Liverpool could yet follow fine January with domestic Cup double
The absence of domestic cups is a rare blemish on Jurgen Klopp’s CV – it could be put right in proper fashion this year.
It was comfortable enough for Liverpool in the end, although a goalless first half against Cardiff inevitably led to fears of a Manchester United-style disaster or at the very least a Chelsea-West Ham-style stress.
Three second-half goals from Diogo Jota, Takumi Minamino and, most pleasingly, the returning Harvey Elliott put any such concern to bed, though, meaning the whole ground could simply enjoy the sight of another teenage substitute, Rubin Colwill, lash home the final goal of the game for the visitors.
With no cupset to feast upon today, it was left to the nature of Liverpool’s goals to provide the narrative. With Jota’s precise header breaking the deadlock and Minamino taking advantage of a Cardiff defensive snafu pounced upon by new boy Luis Diaz before Elliott went spinning in the rain to ping one into the bottom corner and you’ve got your talking point: the evolution of the Liverpool attack. Taking a fantastically successful element of a team and slowly, carefully, methodically moving it forward to the next era is a fiendishly difficult trick to pull off. You only have to look at the Vieira, Carrick and Dembele-shaped holes that remain in the midfields of Arsenal, Manchester United and Spurs to see that.
The significance of Elliott’s dislocated ankle back in September probably wasn’t fully understood outside Liverpool. Beyond the sympathy for a promising 18-year-old suffering so serious an injury, its potential impact on Liverpool’s season was perhaps underplayed. He might only be 18, but his emergence was a key factor in Liverpool’s decision to stick rather than twist in the summer transfer window. Now he is back and, thanks to Spurs negotiating Porto down to an acceptable fee, Luis Diaz is here with him. The roar that greeted their double introduction from the subs’ bench was quite something, a heady mix of the two loudest and warmest possible of all substitute welcomes: the new guy, and the crowd favourite returning from long-term injury.
With the remarkable Jota already on the field and on the scoresheet there seems no escaping the fact that Liverpool’s attack is in good hands. They can already cope without Sadio Mane, Roberto Firmino – by far the least convincing attacker on display for Liverpool today – is already a squad player. Mo Salah might take a bit more replacing, but you’d not bet against Liverpool pulling it off would you?
They are a remarkably consistent force in the transfer market, and the canny Daniel Levy-infuriating manoeuvring behind the Diaz deal showed just how smart they are at this. A 25-minute cameo against Cardiff is no basis on which to judge, but we’re going to do it anyway because he was both fun and tremendous. Tremendously fun. The sight of him clutching his knee in pain was by far the most worrying moment of the game for Liverpool and the relief when it turned out to be nothing more serious than a rogue stud to the joint rather than some internal mangling within it was palpable.
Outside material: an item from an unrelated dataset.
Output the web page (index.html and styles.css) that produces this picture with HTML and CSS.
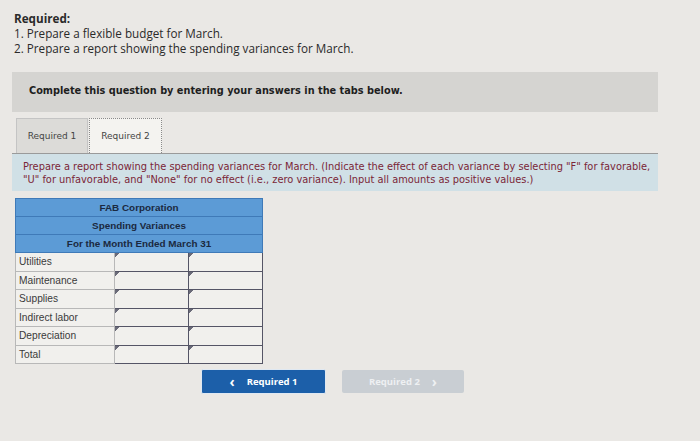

Last January’s understandable if panicked mistakes trying to patch up the absurdly depleted defence are easily written off as an accident of circumstance and stand out so keenly because they are so atypical of this Liverpool set-up in the transfer window. Other teams make those sort of mistakes all the time with or without an injury list from hell to prompt it.
A meaningful title challenge still looks unlikely this season but says far more about Manchester City than it does Liverpool, a team that continue to do most things right and are absolutely in the hunt for three other pieces of silverware. They are favourites for the Carabao final against Chelsea, third favourites for the Champions League and now, a win over Norwich away from a place in the last eight, second favourites too for the FA Cup. In a way, it might be the tournament Liverpool would most like to win given the choice. It is an absurd 16 years since that absurd win over West Ham and a nonsense that Liverpool have been to just one final and one semi-final since then given they are quite a good football team.
Jurgen Klopp’s record in domestic cups is the one minor blemish on his Liverpool record and there really does appear a fine chance to put that to bed with a double flourish even if City’s excellence does make the title a step too far for a team that, for all its excellence, is actually in transition.